Second, as the 'liberalised' development model of the Indian economy, driven by growth in service industries and urban middle classes, is facing existential challenges (from its internal inconsistencies - weakness in internal demand - and global headwinds), the alternative path that Bengal has taken should not appear like a baggage at all. The job of balancing this with urban prosperity remains, but the story of stronger rural economy - and therefore demand - needs to be told. This has been the reason, rather than violence, why the Communists ruled for 34 years, and it sustained the current government as it took up the mantle. It's best to recognise that instead of the industries which take up a lot of land but benefits local economy very little, like car manufacturing plants, it's the industries and businesses which sit comfortably with this model, such as food processing and agricultural innovations, those that enhance the value chain, will fit the state better. But this story needs to be told.
Third, for West Bengal, it's best to work together with Bangladesh, which has found its own 'economic' feet lately, and promote a connected bengal story. The two Bengals have similar challenges - Bangladesh also must find urban prosperity and urban sustainability - and together they offer a 300 million people strong market. This may take many forms - encouragement for cross-investment, special treatment of Bengalis in terms of work and study visas (an utopian idea at this time, as Delhi wants to promote division rather than coordination), coordination with both diasporas rather than being religiously divided - but before anything else, a narrative of secular commonality must take precedence. One must understand that this is not about competing with the Bengal-in-India story, but rather a Bengal-as-a-connected-civilisation story.

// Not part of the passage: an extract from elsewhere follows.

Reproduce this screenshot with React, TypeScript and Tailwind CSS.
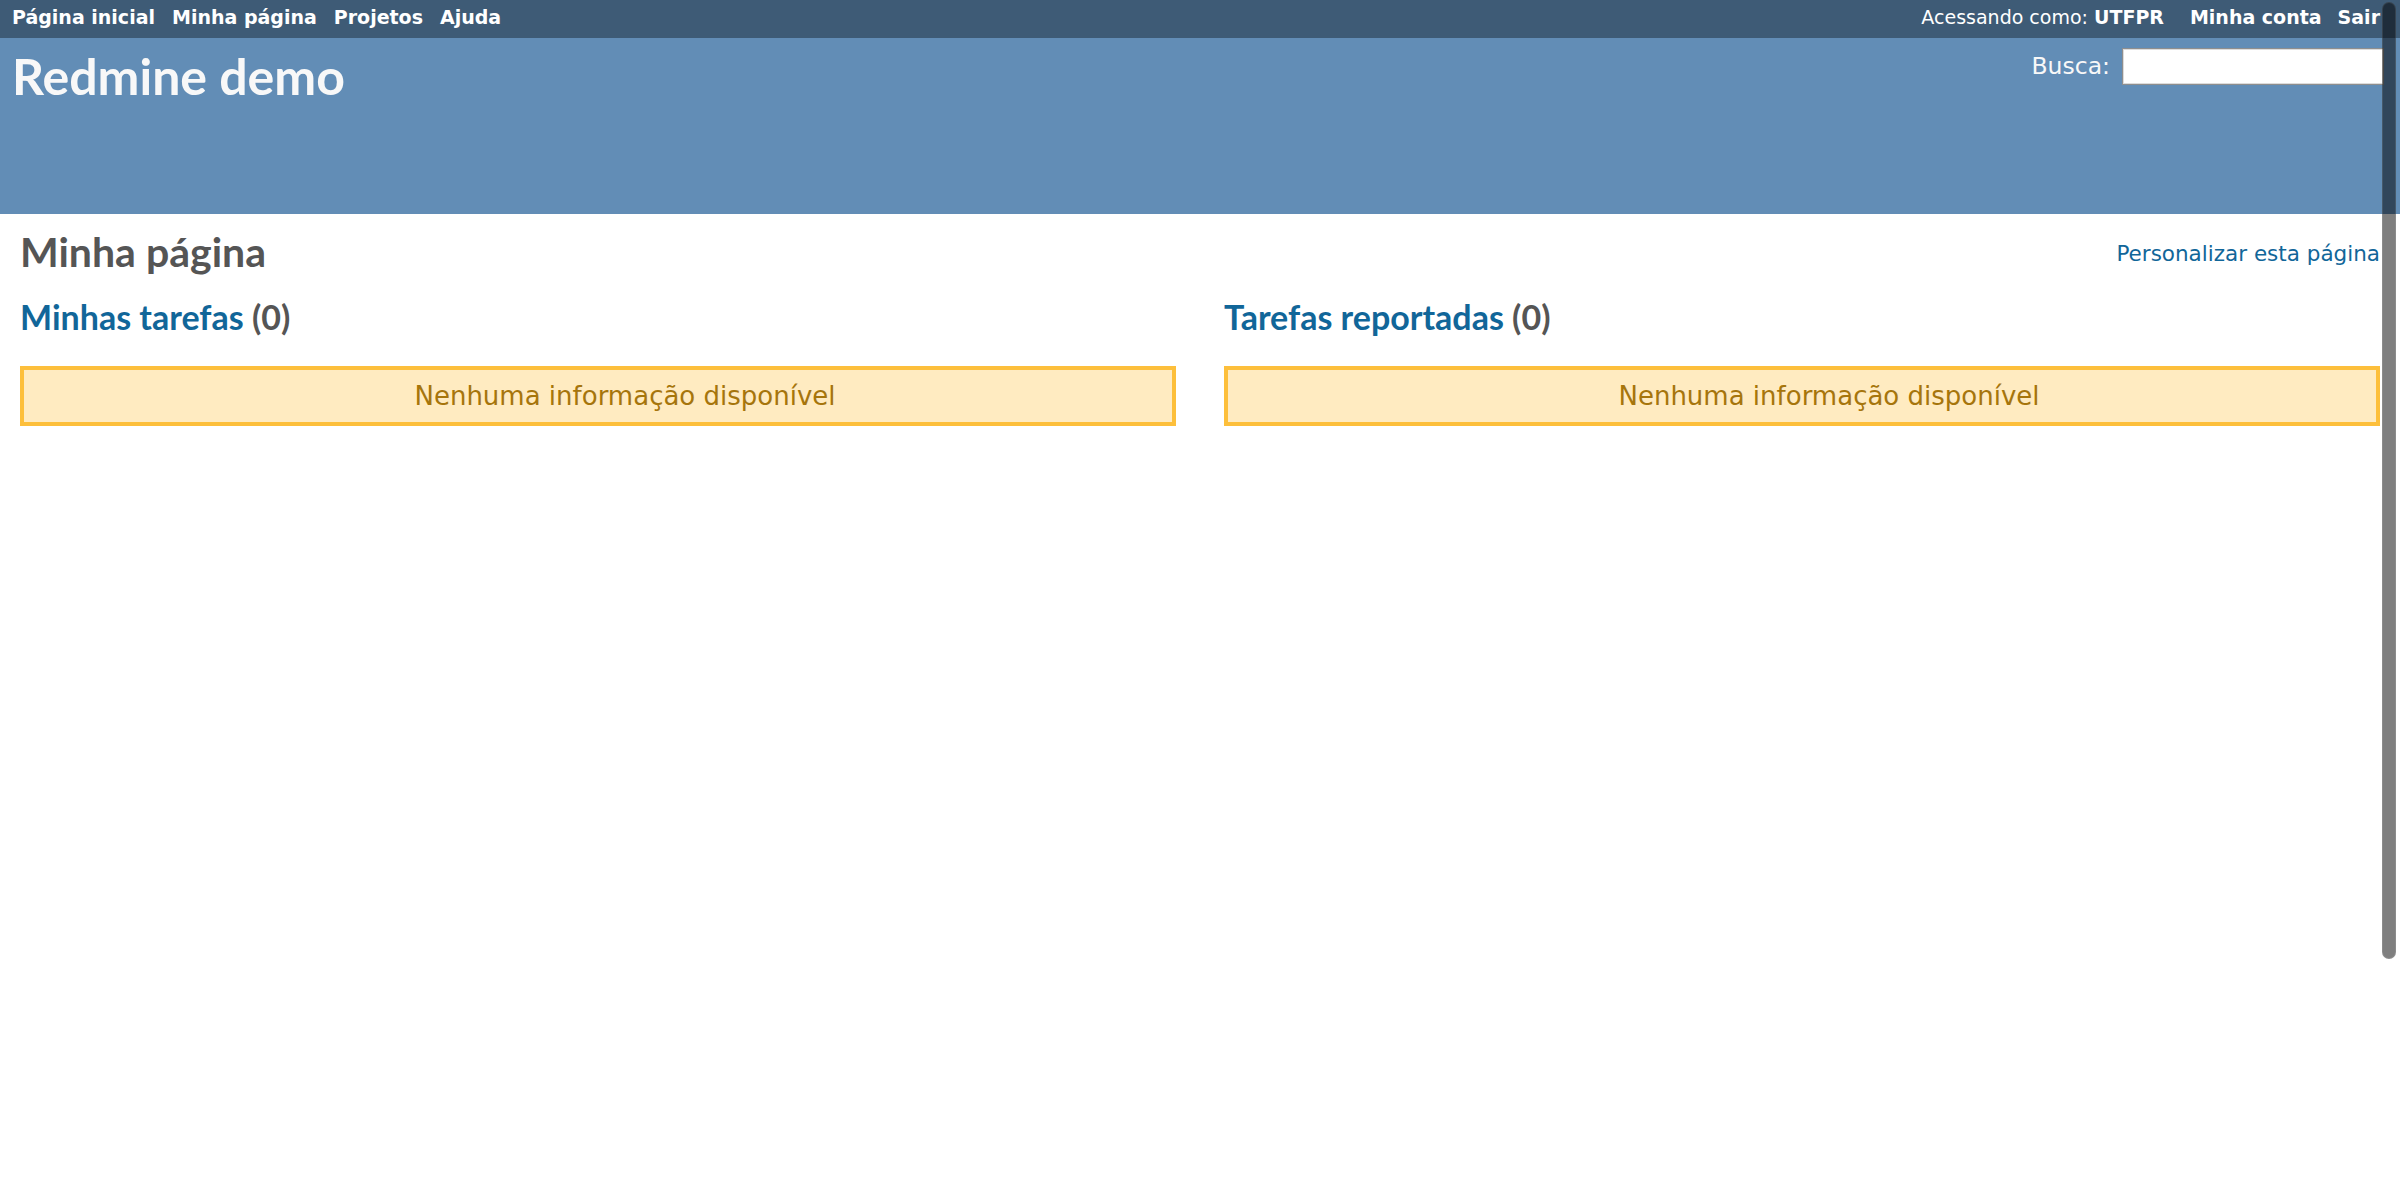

I am not naive about how difficult all of this is: The unimaginative politics of a developing nation is driven by passions, rather than ideas. But, then, narratives may be the next fad in town - and this is why a book by a Nobel laureate helps a lot. And, at that point - it's only a hope - someone in a position of influence may be persuaded to look beyond the usual 'Bengali genius' story: A question may be posed how to gain economic momentum and political leadership again. There, when the future, rather than the past, becomes Bengal's narrative, it will regain the initiative. This may indeed never happen, but this fragile optimism is what makes me a Bengali, after all.